■ Instruction ■
Type out the complete listing below word for word, without its pictures.

■ Data ■
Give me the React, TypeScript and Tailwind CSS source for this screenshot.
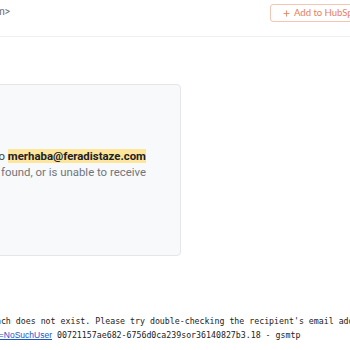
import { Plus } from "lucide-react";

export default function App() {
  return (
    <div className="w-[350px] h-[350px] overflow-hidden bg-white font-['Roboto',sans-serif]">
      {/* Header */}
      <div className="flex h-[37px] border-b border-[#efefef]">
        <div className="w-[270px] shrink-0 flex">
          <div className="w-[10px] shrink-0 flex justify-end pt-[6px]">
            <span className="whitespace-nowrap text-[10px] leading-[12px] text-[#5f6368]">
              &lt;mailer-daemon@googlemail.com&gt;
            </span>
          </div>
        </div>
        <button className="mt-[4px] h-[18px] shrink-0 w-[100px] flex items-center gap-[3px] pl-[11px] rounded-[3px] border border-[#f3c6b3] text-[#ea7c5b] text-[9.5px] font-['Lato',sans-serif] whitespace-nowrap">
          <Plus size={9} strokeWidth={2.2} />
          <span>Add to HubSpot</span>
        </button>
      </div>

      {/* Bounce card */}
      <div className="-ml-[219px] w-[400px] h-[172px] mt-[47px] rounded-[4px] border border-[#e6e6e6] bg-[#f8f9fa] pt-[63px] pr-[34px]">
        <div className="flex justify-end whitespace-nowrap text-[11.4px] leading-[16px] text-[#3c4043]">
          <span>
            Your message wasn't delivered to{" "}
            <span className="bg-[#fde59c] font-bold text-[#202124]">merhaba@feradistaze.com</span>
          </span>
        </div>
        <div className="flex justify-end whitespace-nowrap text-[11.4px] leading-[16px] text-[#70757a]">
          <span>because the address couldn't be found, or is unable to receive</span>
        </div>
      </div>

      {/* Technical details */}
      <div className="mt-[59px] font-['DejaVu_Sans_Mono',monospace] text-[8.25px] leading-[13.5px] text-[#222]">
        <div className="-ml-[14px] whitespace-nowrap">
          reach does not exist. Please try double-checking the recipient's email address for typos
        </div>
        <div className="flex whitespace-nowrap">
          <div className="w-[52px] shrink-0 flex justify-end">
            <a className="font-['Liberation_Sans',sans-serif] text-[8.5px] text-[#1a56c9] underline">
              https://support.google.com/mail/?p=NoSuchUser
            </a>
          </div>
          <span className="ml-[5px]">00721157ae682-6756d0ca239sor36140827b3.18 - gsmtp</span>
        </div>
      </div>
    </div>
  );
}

■ The response ■
Give me the React, TypeScript and Tailwind CSS source for this screenshot.
import { Plus } from "lucide-react";

export default function App() {
  return (
    <div className="w-[350px] h-[350px] overflow-hidden bg-white font-['Roboto',sans-serif]">
      {/* Header */}
      <div className="flex h-[37px] border-b border-[#efefef]">
        <div className="w-[270px] shrink-0 flex">
          <div className="w-[10px] shrink-0 flex justify-end pt-[6px]">
            <span className="whitespace-nowrap text-[10px] leading-[12px] text-[#5f6368]">
              &lt;mailer-daemon@googlemail.com&gt;
            </span>
          </div>
        </div>
        <button className="mt-[4px] h-[18px] shrink-0 w-[100px] flex items-center gap-[3px] pl-[11px] rounded-[3px] border border-[#f3c6b3] text-[#ea7c5b] text-[9.5px] font-['Lato',sans-serif] whitespace-nowrap">
          <Plus size={9} strokeWidth={2.2} />
          <span>Add to HubSpot</span>
        </button>
      </div>

      {/* Bounce card */}
      <div className="-ml-[219px] w-[400px] h-[172px] mt-[47px] rounded-[4px] border border-[#e6e6e6] bg-[#f8f9fa] pt-[63px] pr-[34px]">
        <div className="flex justify-end whitespace-nowrap text-[11.4px] leading-[16px] text-[#3c4043]">
          <span>
            Your message wasn't delivered to{" "}
            <span className="bg-[#fde59c] font-bold text-[#202124]">merhaba@feradistaze.com</span>
          </span>
        </div>
        <div className="flex justify-end whitespace-nowrap text-[11.4px] leading-[16px] text-[#70757a]">
          <span>because the address couldn't be found, or is unable to receive</span>
        </div>
      </div>

      {/* Technical details */}
      <div className="mt-[59px] font-['DejaVu_Sans_Mono',monospace] text-[8.25px] leading-[13.5px] text-[#222]">
        <div className="-ml-[14px] whitespace-nowrap">
          reach does not exist. Please try double-checking the recipient's email address for typos
        </div>
        <div className="flex whitespace-nowrap">
          <div className="w-[52px] shrink-0 flex justify-end">
            <a className="font-['Liberation_Sans',sans-serif] text-[8.5px] text-[#1a56c9] underline">
              https://support.google.com/mail/?p=NoSuchUser
            </a>
          </div>
          <span className="ml-[5px]">00721157ae682-6756d0ca239sor36140827b3.18 - gsmtp</span>
        </div>
      </div>
    </div>
  );
}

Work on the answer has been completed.